New pumps ordered for Valley Falls lagoon system built in 1950’s
Story and photo by Clarke Davis
It was late in 1957 when Valley Falls completed construction on a new lagoon sewer system featuring four nine-acre ponds.
The lagoon system was part of an open house tour that included a new water plant that had come on line earlier in the summer and had put an end to years of water shortages by cleaning river water.
In the more than 50 years since, both systems have required some repairs, remodeling, and, in some cases, computerization.
Utilities Superintendent Daryl Courter is now in the process of having three new submersible pumps installed at the lagoons at a cost close to $40,000.
The pumps sit at the bottom of a 21-foot deep well and they are not supposed to get wet or be submerged in water, but Courter knows the history of the place and over the years previous electric motors have been ruined because the well filled with water.
The system is currently operating on just two motors with one out of commission the past six months. The new 5-horsepower motors will replace the old 10-horsepower motors and operate more efficiently, Courter said.The motors are synced so that when the load becomes too great for one, the others alternately kick in.

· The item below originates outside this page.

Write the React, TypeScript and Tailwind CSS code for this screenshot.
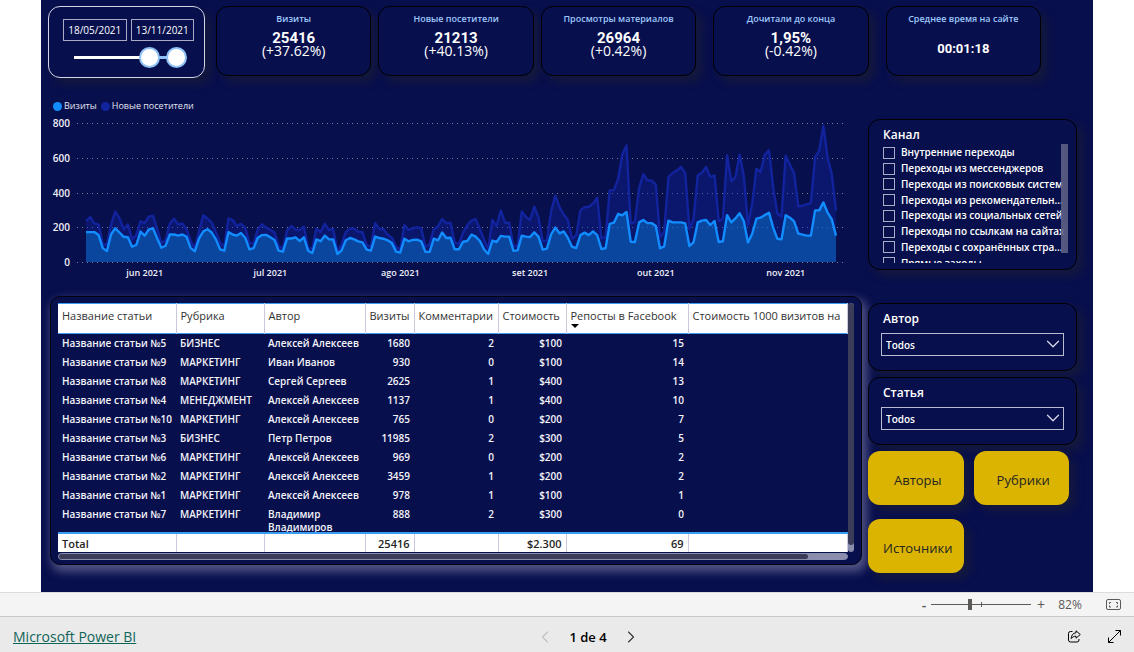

A pump house that contains the motors is located next to the lagoons. Courter follows a well-worn path to the area south of town. It pretty much runs itself, but Courter keeps a close eye on it.
When he unlocks the door, his first duty is to turn on a fan that clears the air in case fumes have settled in the well. He tells this reporter that we can climb down the ladder to the floor 21 feet below, but he will have to call for backup first.
“No one goes down the well without someone being present up here,” Courter said. “It’s just a precaution.”
The well is concrete lined and has a sump pump on the floor to rid it of any seepage from rainwater. Stains close to the top of the walls indicate how full of water it has been in the past. The last time was in 1993, the flood year when great damage was done to the lagoons.
Courter said the system turned into one big lake in 1993 and damaged the dikes between the separate lagoons. Extensive work followed in 1994 and ’95 to rebuild the dikes and put in some riprap.
The pumps move the raw sewage to a splitter box from which it can be diverted to either lagoon, usually the first cell on the south end. From here it gravity flows from one cell to the next until it reaches the north cell and here it is discharged to the river.
Discharge takes place from Nov. 1 to March 31. Once the sewage enters the ponds, sunlight, air, and water set up the chemical reaction that purifies it sufficiently in time to be released.
Courter said the discharged water is tested and approved by state and federal authorities and meets the standards whereby it is not a threat to acquatic life. The city does not discharge during the summer months when people populate Perry Lake.
The water plant produced 125,000 gallons of water a day during the winter and 200,000 gallons during the summer. Most of that will arrive at the lagoons by a gravity feed system. There is only one lift station located on the west edge of the football field.
This amount of water plus an annual rainfall that averages three feet of water a year requires months of discharge.
Courter has a long history with the system that goes back before he worked for the city. A 1980 graduate of Valley Falls High School, he worked from 1974 until 1982 for the late Mike Elliot, who owned Mike’s Plumbing.
“He was a good guy and taught me a lot,” Courter said, but one of his lessons came while working at the pump house during those years.
He pointed to an electrical connection outside the pump house and said he was working on that same line. Everyone had assured him the electricity had been cut and that is the last thing he remembered until he woke up.
The line was still hot and the shock sent him flying and destroyed the screw driver in his hand. Needless to say, he’s pretty safety conscience these days.
Courter went to work for the city in 1983 or ’84 and got his schooling in water and sewer plant operations in 1995. He became the utilities superintendent upon the retirement of Paul Burns in 2003.
The lagoon system was built for about $81,000 plus engineering costs and $10,000 for the land purchased from the Joe Piazzek Estate. One business, the Sunflower Creamery Cooperative, shared in some of the cost and there may have been others. The late H.D. Wyatt was mayor at the time.